**To be done**
Would you transcribe the listing that follows, character for character, and omit its images?

**Information provided**
/---

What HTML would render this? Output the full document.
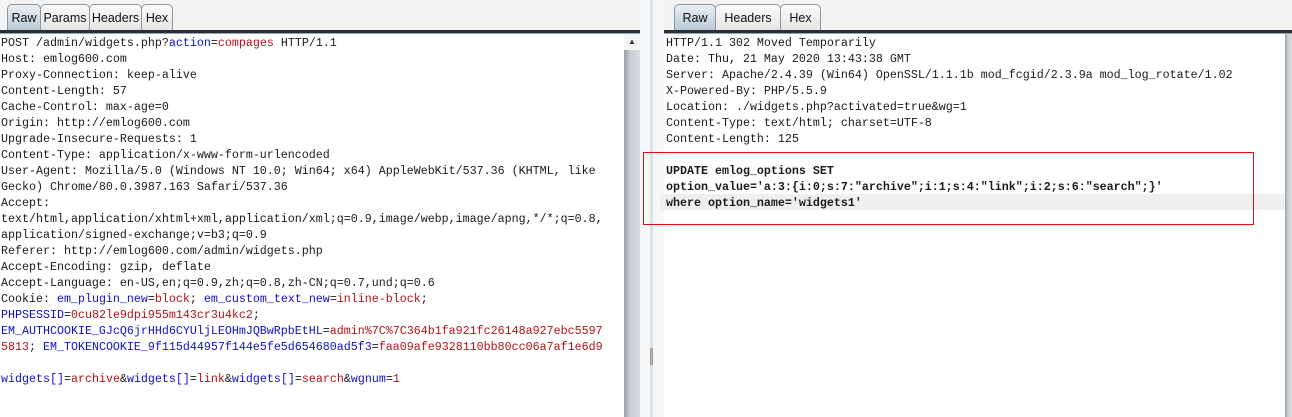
<!DOCTYPE html>
<html><head><style>
body{margin:0;width:1292px;height:417px;background:#fff;position:relative;overflow:hidden;font-family:"Liberation Mono","Noto Sans CJK SC",monospace;}
.top{position:absolute;top:0;height:31px;background:#f3f3f3;}
.hline{position:absolute;top:30px;height:3px;background:#2a2f35;border-bottom:1px solid #9aa4ad;}
.tab{position:absolute;top:4px;height:26px;border:1px solid #8e979e;border-bottom:none;border-radius:5px 5px 0 0;background:linear-gradient(#fafafa,#e6e6e6);font:12.5px "Liberation Sans",sans-serif;color:#111;text-align:center;line-height:26px;box-sizing:border-box;}
.tab.sel{background:linear-gradient(#e9f0f5,#b8c9d6);}
.txt{position:absolute;top:35px;font-size:11.67px;line-height:16px;white-space:pre;color:#1a1a1a;}
.b{color:#1010c8}.r{color:#b31414}
.sb{position:absolute;width:16px;top:34px;bottom:0;background:linear-gradient(90deg,#9aa0a6,#c9ced4 40%,#d9dde2);}
.arr{position:absolute;left:0;top:0;width:16px;height:16px;background:#f4f4f4;font:8px sans-serif;text-align:center;line-height:16px;color:#333;}
</style></head><body>
<div class="top" style="left:0;width:640px"></div>
<div class="top" style="left:664px;width:628px"></div>
<div class="hline" style="left:0;width:640px"></div>
<div class="hline" style="left:660px;width:632px"></div>
<div class="tab sel" style="left:7px;width:34px">Raw</div>
<div class="tab" style="left:40px;width:50px">Params</div>
<div class="tab" style="left:89px;width:53px">Headers</div>
<div class="tab" style="left:141px;width:32px">Hex</div>
<div class="tab sel" style="left:674px;width:42px">Raw</div>
<div class="tab" style="left:715px;width:66px">Headers</div>
<div class="tab" style="left:780px;width:41px">Hex</div>

<div style="position:absolute;left:640px;top:0;width:24px;height:417px;background:#f6f7f8"></div>
<div style="position:absolute;left:650px;top:0;width:3px;height:417px;background:#dfe2e5"></div>
<div style="position:absolute;left:650px;top:348px;width:3px;height:17px;background:#b8bcc0;border:1px solid #999;box-sizing:border-box"></div>

<div class="sb" style="left:624px"><div class="arr">▲</div></div>
<div class="sb" style="left:1285px;width:7px"></div>

<div class="txt" style="left:1px">POST /admin/widgets.php?<span class="b">action</span>=<span class="r">compages</span> HTTP/1.1
Host: emlog600.com
Proxy-Connection: keep-alive
Content-Length: 57
Cache-Control: max-age=0
Origin: http://emlog600.com
Upgrade-Insecure-Requests: 1
Content-Type: application/x-www-form-urlencoded
User-Agent: Mozilla/5.0 (Windows NT 10.0; Win64; x64) AppleWebKit/537.36 (KHTML, like
Gecko) Chrome/80.0.3987.163 Safari/537.36
Accept:
text/html,application/xhtml+xml,application/xml;q=0.9,image/webp,image/apng,*/*;q=0.8,
application/signed-exchange;v=b3;q=0.9
Referer: http://emlog600.com/admin/widgets.php
Accept-Encoding: gzip, deflate
Accept-Language: en-US,en;q=0.9,zh;q=0.8,zh-CN;q=0.7,und;q=0.6
Cookie: <span class="b">em_plugin_new</span>=<span class="r">block</span>; <span class="b">em_custom_text_new</span>=<span class="r">inline-block</span>;
<span class="b">PHPSESSID</span>=<span class="r">0cu82le9dpi955m143cr3u4kc2</span>;
<span class="b">EM_AUTHCOOKIE_GJcQ6jrHHd6CYUljLEOHmJQBwRpbEtHL</span>=<span class="r">admin%7C%7C364b1fa921fc26148a927ebc5597</span>
<span class="r">5813</span>; <span class="b">EM_TOKENCOOKIE_9f115d44957f144e5fe5d654680ad5f3</span>=<span class="r">faa09afe9328110bb80cc06a7af1e6d9</span>

<span class="b">widgets[]</span>=<span class="r">archive</span>&amp;<span class="b">widgets[]</span>=<span class="r">link</span>&amp;<span class="b">widgets[]</span>=<span class="r">search</span>&amp;<span class="b">wgnum</span>=<span class="r">1</span></div>

<div style="position:absolute;left:660px;top:194px;width:625px;height:16px;background:#efefef"></div>
<div class="txt" style="left:666px">HTTP/1.1 302 Moved Temporarily
Date: Thu, 21 May 2020 13:43:38 GMT
Server: Apache/2.4.39 (Win64) OpenSSL/1.1.1b mod_fcgid/2.3.9a mod_log_rotate/1.02
X-Powered-By: PHP/5.5.9
Location: ./widgets.php?activated=true&amp;wg=1
Content-Type: text/html; charset=UTF-8
Content-Length: 125

<b>UPDATE emlog_options SET
option_value='a:3:{i:0;s:7:"archive";i:1;s:4:"link";i:2;s:6:"search";}'
where option_name='widgets1'</b></div>
<div style="position:absolute;left:643px;top:152px;width:611px;height:73px;border:1px solid #e01010;box-sizing:border-box"></div>
</body></html>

\---

**Result of this exercise**
What HTML would render this? Output the full document.
<!DOCTYPE html>
<html><head><style>
body{margin:0;width:1292px;height:417px;background:#fff;position:relative;overflow:hidden;font-family:"Liberation Mono","Noto Sans CJK SC",monospace;}
.top{position:absolute;top:0;height:31px;background:#f3f3f3;}
.hline{position:absolute;top:30px;height:3px;background:#2a2f35;border-bottom:1px solid #9aa4ad;}
.tab{position:absolute;top:4px;height:26px;border:1px solid #8e979e;border-bottom:none;border-radius:5px 5px 0 0;background:linear-gradient(#fafafa,#e6e6e6);font:12.5px "Liberation Sans",sans-serif;color:#111;text-align:center;line-height:26px;box-sizing:border-box;}
.tab.sel{background:linear-gradient(#e9f0f5,#b8c9d6);}
.txt{position:absolute;top:35px;font-size:11.67px;line-height:16px;white-space:pre;color:#1a1a1a;}
.b{color:#1010c8}.r{color:#b31414}
.sb{position:absolute;width:16px;top:34px;bottom:0;background:linear-gradient(90deg,#9aa0a6,#c9ced4 40%,#d9dde2);}
.arr{position:absolute;left:0;top:0;width:16px;height:16px;background:#f4f4f4;font:8px sans-serif;text-align:center;line-height:16px;color:#333;}
</style></head><body>
<div class="top" style="left:0;width:640px"></div>
<div class="top" style="left:664px;width:628px"></div>
<div class="hline" style="left:0;width:640px"></div>
<div class="hline" style="left:660px;width:632px"></div>
<div class="tab sel" style="left:7px;width:34px">Raw</div>
<div class="tab" style="left:40px;width:50px">Params</div>
<div class="tab" style="left:89px;width:53px">Headers</div>
<div class="tab" style="left:141px;width:32px">Hex</div>
<div class="tab sel" style="left:674px;width:42px">Raw</div>
<div class="tab" style="left:715px;width:66px">Headers</div>
<div class="tab" style="left:780px;width:41px">Hex</div>

<div style="position:absolute;left:640px;top:0;width:24px;height:417px;background:#f6f7f8"></div>
<div style="position:absolute;left:650px;top:0;width:3px;height:417px;background:#dfe2e5"></div>
<div style="position:absolute;left:650px;top:348px;width:3px;height:17px;background:#b8bcc0;border:1px solid #999;box-sizing:border-box"></div>

<div class="sb" style="left:624px"><div class="arr">▲</div></div>
<div class="sb" style="left:1285px;width:7px"></div>

<div class="txt" style="left:1px">POST /admin/widgets.php?<span class="b">action</span>=<span class="r">compages</span> HTTP/1.1
Host: emlog600.com
Proxy-Connection: keep-alive
Content-Length: 57
Cache-Control: max-age=0
Origin: http://emlog600.com
Upgrade-Insecure-Requests: 1
Content-Type: application/x-www-form-urlencoded
User-Agent: Mozilla/5.0 (Windows NT 10.0; Win64; x64) AppleWebKit/537.36 (KHTML, like
Gecko) Chrome/80.0.3987.163 Safari/537.36
Accept:
text/html,application/xhtml+xml,application/xml;q=0.9,image/webp,image/apng,*/*;q=0.8,
application/signed-exchange;v=b3;q=0.9
Referer: http://emlog600.com/admin/widgets.php
Accept-Encoding: gzip, deflate
Accept-Language: en-US,en;q=0.9,zh;q=0.8,zh-CN;q=0.7,und;q=0.6
Cookie: <span class="b">em_plugin_new</span>=<span class="r">block</span>; <span class="b">em_custom_text_new</span>=<span class="r">inline-block</span>;
<span class="b">PHPSESSID</span>=<span class="r">0cu82le9dpi955m143cr3u4kc2</span>;
<span class="b">EM_AUTHCOOKIE_GJcQ6jrHHd6CYUljLEOHmJQBwRpbEtHL</span>=<span class="r">admin%7C%7C364b1fa921fc26148a927ebc5597</span>
<span class="r">5813</span>; <span class="b">EM_TOKENCOOKIE_9f115d44957f144e5fe5d654680ad5f3</span>=<span class="r">faa09afe9328110bb80cc06a7af1e6d9</span>

<span class="b">widgets[]</span>=<span class="r">archive</span>&amp;<span class="b">widgets[]</span>=<span class="r">link</span>&amp;<span class="b">widgets[]</span>=<span class="r">search</span>&amp;<span class="b">wgnum</span>=<span class="r">1</span></div>

<div style="position:absolute;left:660px;top:194px;width:625px;height:16px;background:#efefef"></div>
<div class="txt" style="left:666px">HTTP/1.1 302 Moved Temporarily
Date: Thu, 21 May 2020 13:43:38 GMT
Server: Apache/2.4.39 (Win64) OpenSSL/1.1.1b mod_fcgid/2.3.9a mod_log_rotate/1.02
X-Powered-By: PHP/5.5.9
Location: ./widgets.php?activated=true&amp;wg=1
Content-Type: text/html; charset=UTF-8
Content-Length: 125

<b>UPDATE emlog_options SET
option_value='a:3:{i:0;s:7:"archive";i:1;s:4:"link";i:2;s:6:"search";}'
where option_name='widgets1'</b></div>
<div style="position:absolute;left:643px;top:152px;width:611px;height:73px;border:1px solid #e01010;box-sizing:border-box"></div>
</body></html>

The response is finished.